10. If his argument is correct it follows again that this indent is a voidable contract, and being avoided then again there is no agreement which the plaintiff can enforce in order to obtain damages for breach from the defendants. A further argument was propounded that the last paragraph in clause (9) of the indent is a separate agreement and this paragraph alone should be avoided. Learned Counsel was unable to explain what consideration there was, for any such separate agreement. I can find none, nor can I see anything which justifies or supports the contention that the last paragraph of the above clause is a separate agreement and can alone be avoided. Mr. B. Roy Ohowdhury was unable to suggest any reason other than the argument which he had propounded for the elimination of this single provision in the indent.

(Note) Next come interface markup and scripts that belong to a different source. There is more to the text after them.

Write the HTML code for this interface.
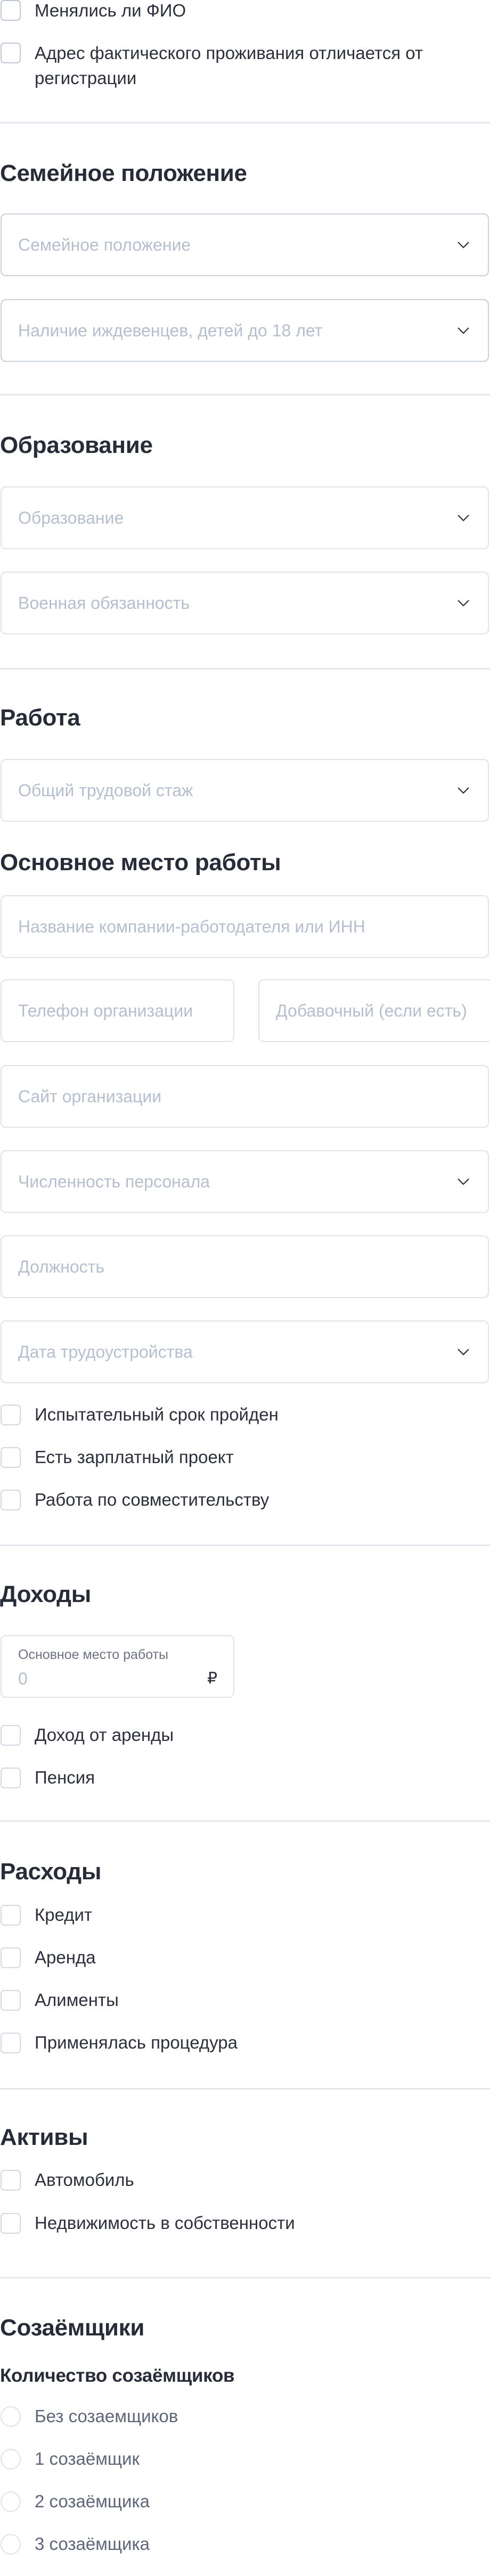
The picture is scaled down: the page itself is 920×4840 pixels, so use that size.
<!DOCTYPE html>
<html><head><meta charset="utf-8"><style>
*{margin:0;padding:0;box-sizing:border-box}
body{width:920px;height:4840px;background:#fff;position:relative;overflow:hidden;font-family:"Liberation Sans","Noto Sans CJK SC",sans-serif;color:#2b303c}
.a{position:absolute}
.h{position:absolute;left:0;font-weight:bold;font-size:44px;line-height:56px;height:56px;color:#272c38;white-space:nowrap;letter-spacing:-0.3px}
.dv{position:absolute;left:0;width:920px;height:3px;background:#e3e7ee}
.f{position:absolute;left:1px;width:917px;height:118px;border:2px solid #dfe3ec;border-radius:10px;background:#fff}
.f.b{border-color:#c9d0de}
.f span{position:absolute;left:31px;top:0;line-height:114px;font-size:32px;color:#b6bfcf;white-space:nowrap}
.f svg{position:absolute;right:34px;top:50px}
.cb{position:absolute;left:1px;width:38px;height:39px;border:2px solid #d3d9e4;border-radius:7px}
.cb.b{border-color:#bfc7d6}
.t{position:absolute;left:65px;font-size:33px;line-height:46px;height:46px;color:#2b303c;white-space:nowrap}
.rd{position:absolute;left:1px;width:38px;height:39px;border:2px solid #dde2ec;border-radius:50%}
.rt{position:absolute;left:65px;font-size:33px;line-height:46px;color:#5d6779;white-space:nowrap}
</style></head><body>

<div class="cb b" style="top:0"></div><div class="t" style="top:-3px">Менялись ли ФИО</div>
<div class="cb b" style="top:80px"></div><div class="t" style="top:77px">Адрес фактического проживания отличается от</div>
<div class="t" style="top:124px">регистрации</div>

<div class="dv" style="top:229px"></div>
<div class="h" style="top:298px">Семейное положение</div>
<div class="f b" style="top:401px"><span>Семейное положение</span><svg width="24" height="14" viewBox="0 0 24 14"><path d="M2 2l10 10 10-10" fill="none" stroke="#2b303c" stroke-width="2.2"/></svg></div>
<div class="f b" style="top:562px"><span>Наличие иждевенцев, детей до 18 лет</span><svg width="24" height="14" viewBox="0 0 24 14"><path d="M2 2l10 10 10-10" fill="none" stroke="#2b303c" stroke-width="2.2"/></svg></div>

<div class="dv" style="top:740px"></div>
<div class="h" style="top:809px">Образование</div>
<div class="f" style="top:914px"><span>Образование</span><svg width="24" height="14" viewBox="0 0 24 14"><path d="M2 2l10 10 10-10" fill="none" stroke="#2b303c" stroke-width="2.2"/></svg></div>
<div class="f" style="top:1074px"><span>Военная обязанность</span><svg width="24" height="14" viewBox="0 0 24 14"><path d="M2 2l10 10 10-10" fill="none" stroke="#2b303c" stroke-width="2.2"/></svg></div>

<div class="dv" style="top:1255px"></div>
<div class="h" style="top:1321px">Работа</div>
<div class="f" style="top:1426px"><span>Общий трудовой стаж</span><svg width="24" height="14" viewBox="0 0 24 14"><path d="M2 2l10 10 10-10" fill="none" stroke="#2b303c" stroke-width="2.2"/></svg></div>

<div class="h" style="top:1593px">Основное место работы</div>
<div class="f" style="top:1682px"><span>Название компании-работодателя или ИНН</span></div>
<div class="f" style="top:1840px;width:439px"><span>Телефон организации</span></div>
<div class="f" style="top:1840px;left:485px;width:460px"><span>Добавочный (если есть)</span></div>
<div class="f" style="top:2001px"><span>Сайт организации</span></div>
<div class="f" style="top:2161px"><span>Численность персонала</span><svg width="24" height="14" viewBox="0 0 24 14"><path d="M2 2l10 10 10-10" fill="none" stroke="#2b303c" stroke-width="2.2"/></svg></div>
<div class="f" style="top:2321px"><span>Должность</span></div>
<div class="f" style="top:2481px"><span>Дата трудоустройства</span><svg width="24" height="14" viewBox="0 0 24 14"><path d="M2 2l10 10 10-10" fill="none" stroke="#2b303c" stroke-width="2.2"/></svg></div>

<div class="cb" style="top:2639px"></div><div class="t" style="top:2635px">Испытательный срок пройден</div>
<div class="cb" style="top:2719px"></div><div class="t" style="top:2715px">Есть зарплатный проект</div>
<div class="cb" style="top:2799px"></div><div class="t" style="top:2795px">Работа по совместительству</div>

<div class="dv" style="top:2902px"></div>
<div class="h" style="top:2968px">Доходы</div>
<div class="f" style="top:3072px;width:439px">
  <div class="a" style="left:31px;top:18px;font-size:25px;line-height:34px;color:#6b7385;white-space:nowrap">Основное место работы</div>
  <div class="a" style="left:31px;top:60px;font-size:32px;line-height:40px;color:#b6bfcf">0</div>
  <div class="a" style="left:386px;top:60px;font-size:30px;line-height:40px;color:#2b303c">₽</div>
</div>
<div class="cb" style="top:3241px"></div><div class="t" style="top:3237px">Доход от аренды</div>
<div class="cb" style="top:3321px"></div><div class="t" style="top:3317px">Пенсия</div>

<div class="dv" style="top:3420px"></div>
<div class="h" style="top:3489px">Расходы</div>
<div class="cb" style="top:3579px"></div><div class="t" style="top:3575px">Кредит</div>
<div class="cb" style="top:3659px"></div><div class="t" style="top:3655px">Аренда</div>
<div class="cb" style="top:3739px"></div><div class="t" style="top:3735px">Алименты</div>
<div class="cb" style="top:3819px"></div><div class="t" style="top:3815px">Применялась процедура</div>

<div class="dv" style="top:3923px"></div>
<div class="h" style="top:3988px">Активы</div>
<div class="cb" style="top:4077px"></div><div class="t" style="top:4073px">Автомобиль</div>
<div class="cb" style="top:4158px"></div><div class="t" style="top:4154px">Недвижимость в собственности</div>

<div class="dv" style="top:4278px"></div>
<div class="h" style="top:4346px">Созаёмщики</div>
<div class="h" style="top:4441px;font-size:35px;line-height:46px">Количество созаёмщиков</div>
<div class="rd" style="top:4521px"></div><div class="rt" style="top:4517px">Без созаемщиков</div>
<div class="rd" style="top:4601px"></div><div class="rt" style="top:4597px">1 созаёмщик</div>
<div class="rd" style="top:4681px"></div><div class="rt" style="top:4677px">2 созаёмщика</div>
<div class="rd" style="top:4761px"></div><div class="rt" style="top:4757px">3 созаёмщика</div>

</body></html>
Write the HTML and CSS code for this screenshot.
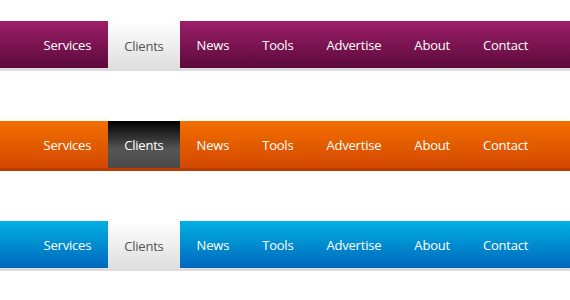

11. It may be unfortunate for the plaintiff that he is unable to obtain compensation for the loss which he sustained by reason of not having received the indented goods. In my view, and I hold that the indent, assuming it to be a contract, contains provisions which excuses the defendants from liability in the event of his failure to deliver the contract goods. There is nothing which prevents the parties to a contract including a term in it to the effect that the party who is obliged to deliver the goods shall not be liable for non-delivery. The parties having agreed to this it must be enforced. If I had been able to find in favour of the plaintiff I should have awarded damages to the extent of Rs. 625. The result therefore is that this suit must be dismissed with costs. The undertaking given by the defendant will remain until the period during which an appeal can be presented is ended, and, in the event of the appeal being presented, it will continue until further order. I make no order in regard to any other costs save the costs of the suit itself.